## THE TASK
Images should be left out, and everything else in the listing reproduced exactly.
- - - - -
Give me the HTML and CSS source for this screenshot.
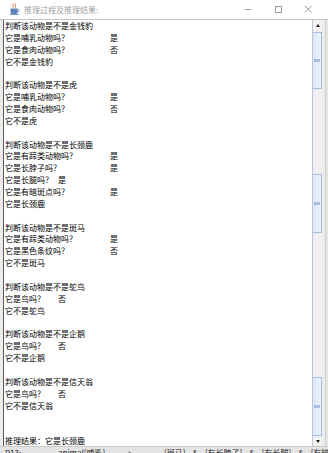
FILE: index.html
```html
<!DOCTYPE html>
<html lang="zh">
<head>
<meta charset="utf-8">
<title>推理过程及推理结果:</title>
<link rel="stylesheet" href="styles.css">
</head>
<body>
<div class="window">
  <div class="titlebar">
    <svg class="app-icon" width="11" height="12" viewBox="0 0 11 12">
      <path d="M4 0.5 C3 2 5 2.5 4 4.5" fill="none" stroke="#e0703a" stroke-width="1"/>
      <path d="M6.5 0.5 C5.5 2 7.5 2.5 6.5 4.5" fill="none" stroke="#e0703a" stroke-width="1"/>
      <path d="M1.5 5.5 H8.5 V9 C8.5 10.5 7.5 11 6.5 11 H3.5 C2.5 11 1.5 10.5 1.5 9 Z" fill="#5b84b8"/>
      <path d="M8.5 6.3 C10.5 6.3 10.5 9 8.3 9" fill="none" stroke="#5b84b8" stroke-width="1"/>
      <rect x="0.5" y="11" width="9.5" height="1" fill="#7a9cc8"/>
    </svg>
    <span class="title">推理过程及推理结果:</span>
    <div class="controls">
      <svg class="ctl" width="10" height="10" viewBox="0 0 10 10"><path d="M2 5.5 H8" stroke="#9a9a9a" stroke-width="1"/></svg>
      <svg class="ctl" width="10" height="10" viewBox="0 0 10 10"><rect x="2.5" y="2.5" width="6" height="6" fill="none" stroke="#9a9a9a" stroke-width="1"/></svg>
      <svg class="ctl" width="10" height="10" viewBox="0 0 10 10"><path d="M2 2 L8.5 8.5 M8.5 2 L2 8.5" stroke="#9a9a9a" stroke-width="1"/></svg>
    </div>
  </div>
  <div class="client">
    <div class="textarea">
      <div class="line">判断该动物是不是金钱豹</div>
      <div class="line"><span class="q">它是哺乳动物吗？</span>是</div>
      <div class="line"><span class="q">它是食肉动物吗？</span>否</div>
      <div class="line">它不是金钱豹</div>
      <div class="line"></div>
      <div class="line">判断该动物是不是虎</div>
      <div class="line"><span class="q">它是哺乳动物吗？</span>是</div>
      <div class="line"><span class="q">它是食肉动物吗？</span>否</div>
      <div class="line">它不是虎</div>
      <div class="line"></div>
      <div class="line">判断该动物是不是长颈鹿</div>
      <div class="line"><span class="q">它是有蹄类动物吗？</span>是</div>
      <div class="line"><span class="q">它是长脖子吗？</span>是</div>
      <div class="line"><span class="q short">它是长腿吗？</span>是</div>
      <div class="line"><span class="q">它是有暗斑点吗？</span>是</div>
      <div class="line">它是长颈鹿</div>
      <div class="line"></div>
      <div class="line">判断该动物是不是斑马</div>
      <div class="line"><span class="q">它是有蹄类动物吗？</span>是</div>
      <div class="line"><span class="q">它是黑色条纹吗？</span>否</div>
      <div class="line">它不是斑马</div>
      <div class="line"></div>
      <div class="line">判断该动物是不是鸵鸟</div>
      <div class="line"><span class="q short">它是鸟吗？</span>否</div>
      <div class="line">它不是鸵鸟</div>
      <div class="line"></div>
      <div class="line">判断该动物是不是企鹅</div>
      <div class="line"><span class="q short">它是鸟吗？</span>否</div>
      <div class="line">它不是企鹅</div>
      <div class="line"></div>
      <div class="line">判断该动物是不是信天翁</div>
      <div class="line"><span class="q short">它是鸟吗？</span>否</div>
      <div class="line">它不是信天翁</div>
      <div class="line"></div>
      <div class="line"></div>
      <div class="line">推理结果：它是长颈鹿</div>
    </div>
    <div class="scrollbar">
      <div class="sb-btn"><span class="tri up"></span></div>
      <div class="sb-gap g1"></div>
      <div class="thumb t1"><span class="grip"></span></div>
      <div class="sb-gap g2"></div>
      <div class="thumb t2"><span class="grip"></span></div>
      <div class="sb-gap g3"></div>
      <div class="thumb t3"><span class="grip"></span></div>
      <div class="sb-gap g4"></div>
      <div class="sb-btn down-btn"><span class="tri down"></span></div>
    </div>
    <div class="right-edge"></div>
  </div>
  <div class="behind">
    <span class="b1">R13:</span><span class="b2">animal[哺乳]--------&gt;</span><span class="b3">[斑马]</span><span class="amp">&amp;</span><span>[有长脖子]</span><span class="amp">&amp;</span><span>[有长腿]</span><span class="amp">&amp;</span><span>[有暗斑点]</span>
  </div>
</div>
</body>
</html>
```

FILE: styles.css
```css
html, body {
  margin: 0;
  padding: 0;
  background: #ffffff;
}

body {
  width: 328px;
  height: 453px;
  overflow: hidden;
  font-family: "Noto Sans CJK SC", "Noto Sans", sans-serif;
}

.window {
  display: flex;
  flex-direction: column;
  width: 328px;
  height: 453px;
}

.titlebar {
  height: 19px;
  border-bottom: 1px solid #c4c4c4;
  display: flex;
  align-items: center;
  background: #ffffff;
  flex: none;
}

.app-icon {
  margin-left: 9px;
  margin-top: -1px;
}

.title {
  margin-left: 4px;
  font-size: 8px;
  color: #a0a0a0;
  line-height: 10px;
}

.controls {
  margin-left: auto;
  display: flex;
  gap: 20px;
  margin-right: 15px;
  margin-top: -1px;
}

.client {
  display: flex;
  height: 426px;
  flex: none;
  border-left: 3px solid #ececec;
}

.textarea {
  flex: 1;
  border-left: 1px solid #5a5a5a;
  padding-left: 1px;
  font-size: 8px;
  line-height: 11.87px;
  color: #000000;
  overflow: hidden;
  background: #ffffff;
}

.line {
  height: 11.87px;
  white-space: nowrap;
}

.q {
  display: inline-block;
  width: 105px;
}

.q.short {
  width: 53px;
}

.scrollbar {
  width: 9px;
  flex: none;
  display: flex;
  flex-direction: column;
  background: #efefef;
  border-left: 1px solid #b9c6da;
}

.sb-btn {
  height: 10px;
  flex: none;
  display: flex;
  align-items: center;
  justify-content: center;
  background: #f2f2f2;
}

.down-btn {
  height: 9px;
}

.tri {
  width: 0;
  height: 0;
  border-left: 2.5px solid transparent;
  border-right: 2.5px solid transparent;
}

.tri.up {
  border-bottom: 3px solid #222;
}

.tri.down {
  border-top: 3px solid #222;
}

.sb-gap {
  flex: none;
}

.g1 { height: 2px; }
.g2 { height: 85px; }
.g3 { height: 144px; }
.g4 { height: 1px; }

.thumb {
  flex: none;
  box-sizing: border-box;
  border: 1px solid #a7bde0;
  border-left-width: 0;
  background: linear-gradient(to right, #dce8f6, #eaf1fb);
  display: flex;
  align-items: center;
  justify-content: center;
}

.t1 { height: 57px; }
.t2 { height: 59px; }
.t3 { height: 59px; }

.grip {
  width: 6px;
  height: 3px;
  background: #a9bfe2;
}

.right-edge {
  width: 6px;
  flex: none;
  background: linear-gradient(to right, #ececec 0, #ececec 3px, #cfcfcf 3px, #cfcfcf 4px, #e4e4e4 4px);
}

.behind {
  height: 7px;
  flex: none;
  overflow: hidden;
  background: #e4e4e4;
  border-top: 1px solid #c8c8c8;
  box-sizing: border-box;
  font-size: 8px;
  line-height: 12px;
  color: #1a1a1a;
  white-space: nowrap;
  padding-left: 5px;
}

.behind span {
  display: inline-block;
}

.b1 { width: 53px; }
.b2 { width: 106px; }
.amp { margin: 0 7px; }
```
- - - - -
## SOLUTION TO THIS EXERCISE
Give me the HTML and CSS source for this screenshot.
FILE: index.html
```html
<!DOCTYPE html>
<html lang="zh">
<head>
<meta charset="utf-8">
<title>推理过程及推理结果:</title>
<link rel="stylesheet" href="styles.css">
</head>
<body>
<div class="window">
  <div class="titlebar">
    <svg class="app-icon" width="11" height="12" viewBox="0 0 11 12">
      <path d="M4 0.5 C3 2 5 2.5 4 4.5" fill="none" stroke="#e0703a" stroke-width="1"/>
      <path d="M6.5 0.5 C5.5 2 7.5 2.5 6.5 4.5" fill="none" stroke="#e0703a" stroke-width="1"/>
      <path d="M1.5 5.5 H8.5 V9 C8.5 10.5 7.5 11 6.5 11 H3.5 C2.5 11 1.5 10.5 1.5 9 Z" fill="#5b84b8"/>
      <path d="M8.5 6.3 C10.5 6.3 10.5 9 8.3 9" fill="none" stroke="#5b84b8" stroke-width="1"/>
      <rect x="0.5" y="11" width="9.5" height="1" fill="#7a9cc8"/>
    </svg>
    <span class="title">推理过程及推理结果:</span>
    <div class="controls">
      <svg class="ctl" width="10" height="10" viewBox="0 0 10 10"><path d="M2 5.5 H8" stroke="#9a9a9a" stroke-width="1"/></svg>
      <svg class="ctl" width="10" height="10" viewBox="0 0 10 10"><rect x="2.5" y="2.5" width="6" height="6" fill="none" stroke="#9a9a9a" stroke-width="1"/></svg>
      <svg class="ctl" width="10" height="10" viewBox="0 0 10 10"><path d="M2 2 L8.5 8.5 M8.5 2 L2 8.5" stroke="#9a9a9a" stroke-width="1"/></svg>
    </div>
  </div>
  <div class="client">
    <div class="textarea">
      <div class="line">判断该动物是不是金钱豹</div>
      <div class="line"><span class="q">它是哺乳动物吗？</span>是</div>
      <div class="line"><span class="q">它是食肉动物吗？</span>否</div>
      <div class="line">它不是金钱豹</div>
      <div class="line"></div>
      <div class="line">判断该动物是不是虎</div>
      <div class="line"><span class="q">它是哺乳动物吗？</span>是</div>
      <div class="line"><span class="q">它是食肉动物吗？</span>否</div>
      <div class="line">它不是虎</div>
      <div class="line"></div>
      <div class="line">判断该动物是不是长颈鹿</div>
      <div class="line"><span class="q">它是有蹄类动物吗？</span>是</div>
      <div class="line"><span class="q">它是长脖子吗？</span>是</div>
      <div class="line"><span class="q short">它是长腿吗？</span>是</div>
      <div class="line"><span class="q">它是有暗斑点吗？</span>是</div>
      <div class="line">它是长颈鹿</div>
      <div class="line"></div>
      <div class="line">判断该动物是不是斑马</div>
      <div class="line"><span class="q">它是有蹄类动物吗？</span>是</div>
      <div class="line"><span class="q">它是黑色条纹吗？</span>否</div>
      <div class="line">它不是斑马</div>
      <div class="line"></div>
      <div class="line">判断该动物是不是鸵鸟</div>
      <div class="line"><span class="q short">它是鸟吗？</span>否</div>
      <div class="line">它不是鸵鸟</div>
      <div class="line"></div>
      <div class="line">判断该动物是不是企鹅</div>
      <div class="line"><span class="q short">它是鸟吗？</span>否</div>
      <div class="line">它不是企鹅</div>
      <div class="line"></div>
      <div class="line">判断该动物是不是信天翁</div>
      <div class="line"><span class="q short">它是鸟吗？</span>否</div>
      <div class="line">它不是信天翁</div>
      <div class="line"></div>
      <div class="line"></div>
      <div class="line">推理结果：它是长颈鹿</div>
    </div>
    <div class="scrollbar">
      <div class="sb-btn"><span class="tri up"></span></div>
      <div class="sb-gap g1"></div>
      <div class="thumb t1"><span class="grip"></span></div>
      <div class="sb-gap g2"></div>
      <div class="thumb t2"><span class="grip"></span></div>
      <div class="sb-gap g3"></div>
      <div class="thumb t3"><span class="grip"></span></div>
      <div class="sb-gap g4"></div>
      <div class="sb-btn down-btn"><span class="tri down"></span></div>
    </div>
    <div class="right-edge"></div>
  </div>
  <div class="behind">
    <span class="b1">R13:</span><span class="b2">animal[哺乳]--------&gt;</span><span class="b3">[斑马]</span><span class="amp">&amp;</span><span>[有长脖子]</span><span class="amp">&amp;</span><span>[有长腿]</span><span class="amp">&amp;</span><span>[有暗斑点]</span>
  </div>
</div>
</body>
</html>
```

FILE: styles.css
```css
html, body {
  margin: 0;
  padding: 0;
  background: #ffffff;
}

body {
  width: 328px;
  height: 453px;
  overflow: hidden;
  font-family: "Noto Sans CJK SC", "Noto Sans", sans-serif;
}

.window {
  display: flex;
  flex-direction: column;
  width: 328px;
  height: 453px;
}

.titlebar {
  height: 19px;
  border-bottom: 1px solid #c4c4c4;
  display: flex;
  align-items: center;
  background: #ffffff;
  flex: none;
}

.app-icon {
  margin-left: 9px;
  margin-top: -1px;
}

.title {
  margin-left: 4px;
  font-size: 8px;
  color: #a0a0a0;
  line-height: 10px;
}

.controls {
  margin-left: auto;
  display: flex;
  gap: 20px;
  margin-right: 15px;
  margin-top: -1px;
}

.client {
  display: flex;
  height: 426px;
  flex: none;
  border-left: 3px solid #ececec;
}

.textarea {
  flex: 1;
  border-left: 1px solid #5a5a5a;
  padding-left: 1px;
  font-size: 8px;
  line-height: 11.87px;
  color: #000000;
  overflow: hidden;
  background: #ffffff;
}

.line {
  height: 11.87px;
  white-space: nowrap;
}

.q {
  display: inline-block;
  width: 105px;
}

.q.short {
  width: 53px;
}

.scrollbar {
  width: 9px;
  flex: none;
  display: flex;
  flex-direction: column;
  background: #efefef;
  border-left: 1px solid #b9c6da;
}

.sb-btn {
  height: 10px;
  flex: none;
  display: flex;
  align-items: center;
  justify-content: center;
  background: #f2f2f2;
}

.down-btn {
  height: 9px;
}

.tri {
  width: 0;
  height: 0;
  border-left: 2.5px solid transparent;
  border-right: 2.5px solid transparent;
}

.tri.up {
  border-bottom: 3px solid #222;
}

.tri.down {
  border-top: 3px solid #222;
}

.sb-gap {
  flex: none;
}

.g1 { height: 2px; }
.g2 { height: 85px; }
.g3 { height: 144px; }
.g4 { height: 1px; }

.thumb {
  flex: none;
  box-sizing: border-box;
  border: 1px solid #a7bde0;
  border-left-width: 0;
  background: linear-gradient(to right, #dce8f6, #eaf1fb);
  display: flex;
  align-items: center;
  justify-content: center;
}

.t1 { height: 57px; }
.t2 { height: 59px; }
.t3 { height: 59px; }

.grip {
  width: 6px;
  height: 3px;
  background: #a9bfe2;
}

.right-edge {
  width: 6px;
  flex: none;
  background: linear-gradient(to right, #ececec 0, #ececec 3px, #cfcfcf 3px, #cfcfcf 4px, #e4e4e4 4px);
}

.behind {
  height: 7px;
  flex: none;
  overflow: hidden;
  background: #e4e4e4;
  border-top: 1px solid #c8c8c8;
  box-sizing: border-box;
  font-size: 8px;
  line-height: 12px;
  color: #1a1a1a;
  white-space: nowrap;
  padding-left: 5px;
}

.behind span {
  display: inline-block;
}

.b1 { width: 53px; }
.b2 { width: 106px; }
.amp { margin: 0 7px; }
```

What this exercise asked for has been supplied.